Stored records
* begin *
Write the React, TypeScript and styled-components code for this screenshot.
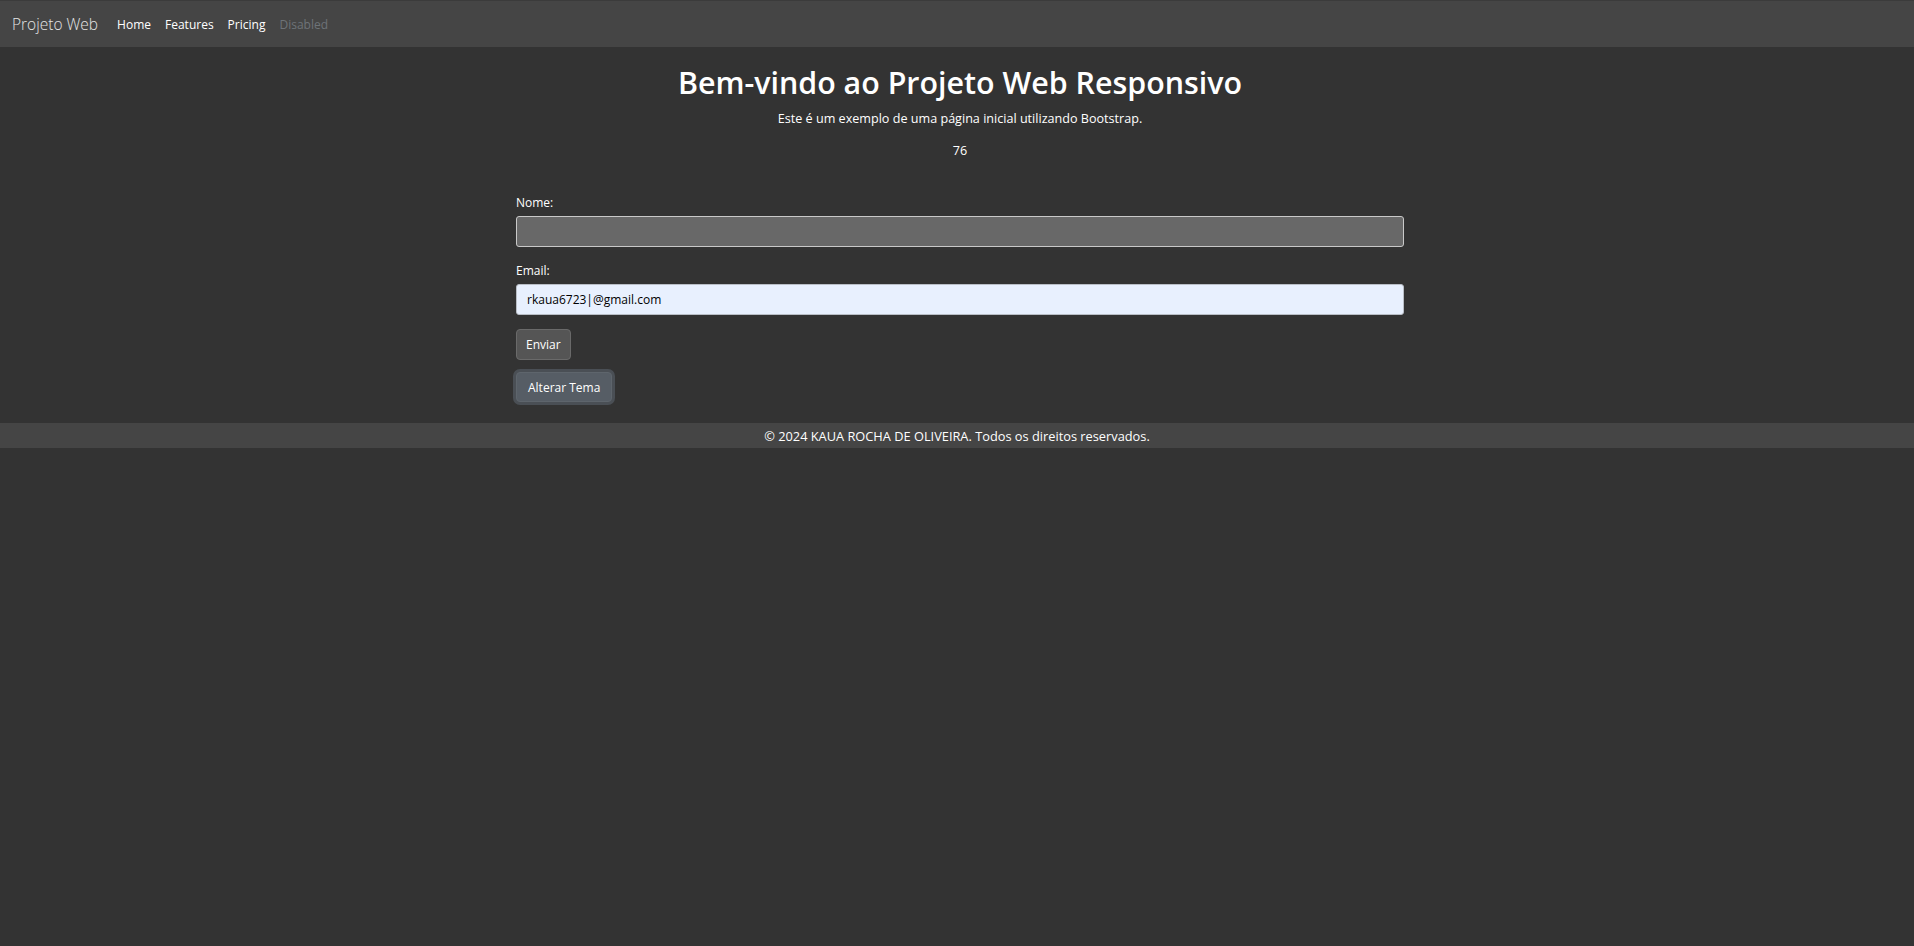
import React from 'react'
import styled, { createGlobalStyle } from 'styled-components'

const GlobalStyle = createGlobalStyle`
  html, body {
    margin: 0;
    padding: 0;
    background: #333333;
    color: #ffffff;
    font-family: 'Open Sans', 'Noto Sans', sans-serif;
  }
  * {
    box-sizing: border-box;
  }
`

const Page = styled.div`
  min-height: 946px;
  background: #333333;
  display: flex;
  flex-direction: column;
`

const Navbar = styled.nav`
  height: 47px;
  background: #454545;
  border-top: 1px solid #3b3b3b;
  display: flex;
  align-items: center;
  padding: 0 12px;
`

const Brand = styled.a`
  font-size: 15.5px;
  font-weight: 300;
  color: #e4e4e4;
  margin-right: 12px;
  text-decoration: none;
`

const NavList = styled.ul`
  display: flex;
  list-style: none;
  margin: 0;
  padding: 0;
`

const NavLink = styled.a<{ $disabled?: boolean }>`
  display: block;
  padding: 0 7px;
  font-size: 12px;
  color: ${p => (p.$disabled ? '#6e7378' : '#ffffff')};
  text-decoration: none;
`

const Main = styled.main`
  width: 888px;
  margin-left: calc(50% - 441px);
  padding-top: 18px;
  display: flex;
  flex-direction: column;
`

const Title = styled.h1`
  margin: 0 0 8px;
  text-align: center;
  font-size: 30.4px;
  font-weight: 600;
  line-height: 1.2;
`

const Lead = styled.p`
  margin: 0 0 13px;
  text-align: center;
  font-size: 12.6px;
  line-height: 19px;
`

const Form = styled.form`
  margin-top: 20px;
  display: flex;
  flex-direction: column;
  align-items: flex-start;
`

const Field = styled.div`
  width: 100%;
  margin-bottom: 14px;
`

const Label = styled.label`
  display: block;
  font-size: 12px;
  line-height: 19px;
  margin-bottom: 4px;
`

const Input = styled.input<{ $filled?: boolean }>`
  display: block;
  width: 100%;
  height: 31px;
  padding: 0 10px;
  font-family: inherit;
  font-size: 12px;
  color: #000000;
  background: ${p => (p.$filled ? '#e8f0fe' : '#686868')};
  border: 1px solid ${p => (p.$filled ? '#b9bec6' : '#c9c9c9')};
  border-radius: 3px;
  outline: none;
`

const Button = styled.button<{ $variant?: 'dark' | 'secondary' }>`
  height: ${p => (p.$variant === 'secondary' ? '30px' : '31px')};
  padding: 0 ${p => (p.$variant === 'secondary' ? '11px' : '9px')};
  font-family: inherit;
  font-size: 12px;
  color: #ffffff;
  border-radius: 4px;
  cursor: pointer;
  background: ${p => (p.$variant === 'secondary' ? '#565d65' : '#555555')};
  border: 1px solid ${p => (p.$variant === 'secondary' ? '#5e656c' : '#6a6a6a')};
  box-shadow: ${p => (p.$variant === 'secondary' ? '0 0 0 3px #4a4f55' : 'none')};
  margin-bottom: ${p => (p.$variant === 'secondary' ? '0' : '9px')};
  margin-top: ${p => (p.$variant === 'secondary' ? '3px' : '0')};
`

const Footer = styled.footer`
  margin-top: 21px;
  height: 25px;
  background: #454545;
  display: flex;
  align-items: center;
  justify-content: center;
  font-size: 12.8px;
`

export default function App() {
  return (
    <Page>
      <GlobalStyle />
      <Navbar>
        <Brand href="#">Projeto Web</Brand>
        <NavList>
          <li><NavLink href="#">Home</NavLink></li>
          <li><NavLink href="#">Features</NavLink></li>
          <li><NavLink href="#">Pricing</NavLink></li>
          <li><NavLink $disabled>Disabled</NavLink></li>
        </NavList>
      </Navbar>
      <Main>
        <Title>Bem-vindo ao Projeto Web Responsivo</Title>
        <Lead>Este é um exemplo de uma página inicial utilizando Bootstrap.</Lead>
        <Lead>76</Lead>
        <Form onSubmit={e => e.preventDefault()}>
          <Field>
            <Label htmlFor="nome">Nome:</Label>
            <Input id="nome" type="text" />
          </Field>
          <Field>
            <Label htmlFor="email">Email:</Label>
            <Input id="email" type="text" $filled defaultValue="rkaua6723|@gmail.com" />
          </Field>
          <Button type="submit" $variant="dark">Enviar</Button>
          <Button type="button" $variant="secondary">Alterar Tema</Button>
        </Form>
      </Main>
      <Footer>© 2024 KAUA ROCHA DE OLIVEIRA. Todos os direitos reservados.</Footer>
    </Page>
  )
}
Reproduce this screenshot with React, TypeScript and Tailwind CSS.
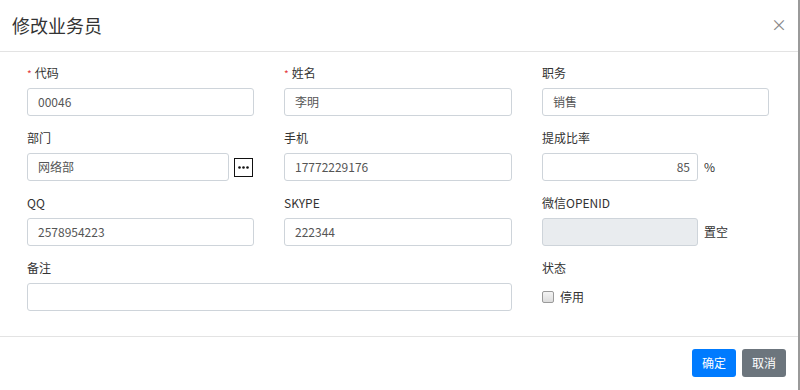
* end *
OBJECTIVE
Print out the material word for word, omitting the pictures.

THE RESULT
Write the React, TypeScript and styled-components code for this screenshot.
import React from 'react'
import styled, { createGlobalStyle } from 'styled-components'

const GlobalStyle = createGlobalStyle`
  html, body {
    margin: 0;
    padding: 0;
    background: #333333;
    color: #ffffff;
    font-family: 'Open Sans', 'Noto Sans', sans-serif;
  }
  * {
    box-sizing: border-box;
  }
`

const Page = styled.div`
  min-height: 946px;
  background: #333333;
  display: flex;
  flex-direction: column;
`

const Navbar = styled.nav`
  height: 47px;
  background: #454545;
  border-top: 1px solid #3b3b3b;
  display: flex;
  align-items: center;
  padding: 0 12px;
`

const Brand = styled.a`
  font-size: 15.5px;
  font-weight: 300;
  color: #e4e4e4;
  margin-right: 12px;
  text-decoration: none;
`

const NavList = styled.ul`
  display: flex;
  list-style: none;
  margin: 0;
  padding: 0;
`

const NavLink = styled.a<{ $disabled?: boolean }>`
  display: block;
  padding: 0 7px;
  font-size: 12px;
  color: ${p => (p.$disabled ? '#6e7378' : '#ffffff')};
  text-decoration: none;
`

const Main = styled.main`
  width: 888px;
  margin-left: calc(50% - 441px);
  padding-top: 18px;
  display: flex;
  flex-direction: column;
`

const Title = styled.h1`
  margin: 0 0 8px;
  text-align: center;
  font-size: 30.4px;
  font-weight: 600;
  line-height: 1.2;
`

const Lead = styled.p`
  margin: 0 0 13px;
  text-align: center;
  font-size: 12.6px;
  line-height: 19px;
`

const Form = styled.form`
  margin-top: 20px;
  display: flex;
  flex-direction: column;
  align-items: flex-start;
`

const Field = styled.div`
  width: 100%;
  margin-bottom: 14px;
`

const Label = styled.label`
  display: block;
  font-size: 12px;
  line-height: 19px;
  margin-bottom: 4px;
`

const Input = styled.input<{ $filled?: boolean }>`
  display: block;
  width: 100%;
  height: 31px;
  padding: 0 10px;
  font-family: inherit;
  font-size: 12px;
  color: #000000;
  background: ${p => (p.$filled ? '#e8f0fe' : '#686868')};
  border: 1px solid ${p => (p.$filled ? '#b9bec6' : '#c9c9c9')};
  border-radius: 3px;
  outline: none;
`

const Button = styled.button<{ $variant?: 'dark' | 'secondary' }>`
  height: ${p => (p.$variant === 'secondary' ? '30px' : '31px')};
  padding: 0 ${p => (p.$variant === 'secondary' ? '11px' : '9px')};
  font-family: inherit;
  font-size: 12px;
  color: #ffffff;
  border-radius: 4px;
  cursor: pointer;
  background: ${p => (p.$variant === 'secondary' ? '#565d65' : '#555555')};
  border: 1px solid ${p => (p.$variant === 'secondary' ? '#5e656c' : '#6a6a6a')};
  box-shadow: ${p => (p.$variant === 'secondary' ? '0 0 0 3px #4a4f55' : 'none')};
  margin-bottom: ${p => (p.$variant === 'secondary' ? '0' : '9px')};
  margin-top: ${p => (p.$variant === 'secondary' ? '3px' : '0')};
`

const Footer = styled.footer`
  margin-top: 21px;
  height: 25px;
  background: #454545;
  display: flex;
  align-items: center;
  justify-content: center;
  font-size: 12.8px;
`

export default function App() {
  return (
    <Page>
      <GlobalStyle />
      <Navbar>
        <Brand href="#">Projeto Web</Brand>
        <NavList>
          <li><NavLink href="#">Home</NavLink></li>
          <li><NavLink href="#">Features</NavLink></li>
          <li><NavLink href="#">Pricing</NavLink></li>
          <li><NavLink $disabled>Disabled</NavLink></li>
        </NavList>
      </Navbar>
      <Main>
        <Title>Bem-vindo ao Projeto Web Responsivo</Title>
        <Lead>Este é um exemplo de uma página inicial utilizando Bootstrap.</Lead>
        <Lead>76</Lead>
        <Form onSubmit={e => e.preventDefault()}>
          <Field>
            <Label htmlFor="nome">Nome:</Label>
            <Input id="nome" type="text" />
          </Field>
          <Field>
            <Label htmlFor="email">Email:</Label>
            <Input id="email" type="text" $filled defaultValue="rkaua6723|@gmail.com" />
          </Field>
          <Button type="submit" $variant="dark">Enviar</Button>
          <Button type="button" $variant="secondary">Alterar Tema</Button>
        </Form>
      </Main>
      <Footer>© 2024 KAUA ROCHA DE OLIVEIRA. Todos os direitos reservados.</Footer>
    </Page>
  )
}
Reproduce this screenshot with React, TypeScript and Tailwind CSS.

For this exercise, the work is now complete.